Total posts : 45366
As for the former broadcaster in Oregon, unsure why he wouldn’t just modify his installation to be compliant. Doesn’t the FCC allow for folks to comply (I’d think normally they’d encourage this attempt to comply) before shuttering someone if they were within the output 100mw…
I’ve asked and pondered about that same question before..
They did allow him to correct the issues which were non-compliant and resume broadcasting; He did this by disconnecting a few grounds.. (one of them being located above the local football stadium if I recall correctly), and this did satisfy the inspecting agent.
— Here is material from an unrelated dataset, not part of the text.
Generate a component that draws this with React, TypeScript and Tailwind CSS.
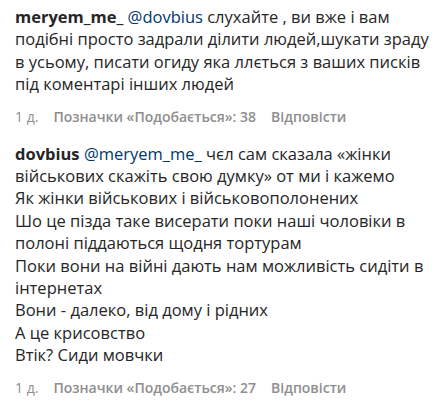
import React from 'react';

type Comment = {
  user: string;
  mention: string;
  lines: string[];
  likes: number;
};

const comments: Comment[] = [
  {
    user: 'meryem_me_',
    mention: '@dovbius',
    lines: [
      'слухайте , ви вже і вам',
      'подібні просто задрали ділити людей,шукати зраду',
      'в усьому, писати огиду яка ллється з ваших писків',
      'під коментарі інших людей',
    ],
    likes: 38,
  },
  {
    user: 'dovbius',
    mention: '@meryem_me_',
    lines: [
      'чєл сам сказала «жінки',
      'військових скажіть свою думку» от ми і кажемо',
      'Як жінки військових і військовополонених',
      'Шо це пізда таке висерати поки наші чоловіки в',
      'полоні піддаються щодня тортурам',
      'Поки вони на війні дають нам можливість сидіти в',
      'інтернетах',
      'Вони - далеко, від дому і рідних',
      'А це крисовство',
      'Втік? Сиди мовчки',
    ],
    likes: 27,
  },
];

function CommentItem({ c }: { c: Comment }) {
  return (
    <div className="flex flex-col">
      <div className="text-[16.5px] leading-[22.4px] text-[#262626]">
        {c.lines.map((line, i) => (
          <div key={i} className="whitespace-nowrap">
            {i === 0 && (
              <>
                <span className="font-bold">{c.user}</span>{' '}
                <span className="text-[#00376b]">{c.mention}</span>{' '}
              </>
            )}
            {line}
          </div>
        ))}
      </div>
      <div className="mt-[11px] flex items-center gap-[15px] text-[14px] leading-[20px] text-[#8e8e8e]">
        <span>1 д.</span>
        <span className="font-semibold">Позначки «Подобається»: {c.likes}</span>
        <span className="font-semibold">Відповісти</span>
      </div>
    </div>
  );
}

export default function App() {
  return (
    <div
      className="flex h-[404px] w-[443px] flex-col gap-[16px] bg-white px-[15px] pt-[6px]"
      style={{ fontFamily: '"Open Sans", "Noto Sans", sans-serif' }}
    >
      {comments.map((c) => (
        <CommentItem key={c.user} c={c} />
      ))}
    </div>
  );
}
But KENC himself was unsatisfied with the results and chose to discontinue his broadcast because of it.
Keep in mind that his three scattered transmitters had been achieving range of well over 5 miles with good clear signal for numerous years now… Apparently he (KENC)could not bring himself to settle for the limited range that the compliant installations provided him — He had become too accustomed to his former results to settle for less.
Less to him, became worthless.
I can comprehend his decision to give up Part15 in light of his specific situation.
However, also in consideration of his situation, already being an established local “radio station” with strong audience and community support.. It seems that he could have secured additional transmitter locations in specified areas to help compensate the loss, perhaps incorporating ground installs with radials where available… But maybe the cash to do it wasn’t available at the time — Nevertheless, just quitting seems to me to have been an extreme decision.. he could have built it back up over time.
I remember the days of KENC, this was when the definition of a ground lead was just a ground “lead”.
I was real disappointed when he left Part15 behind.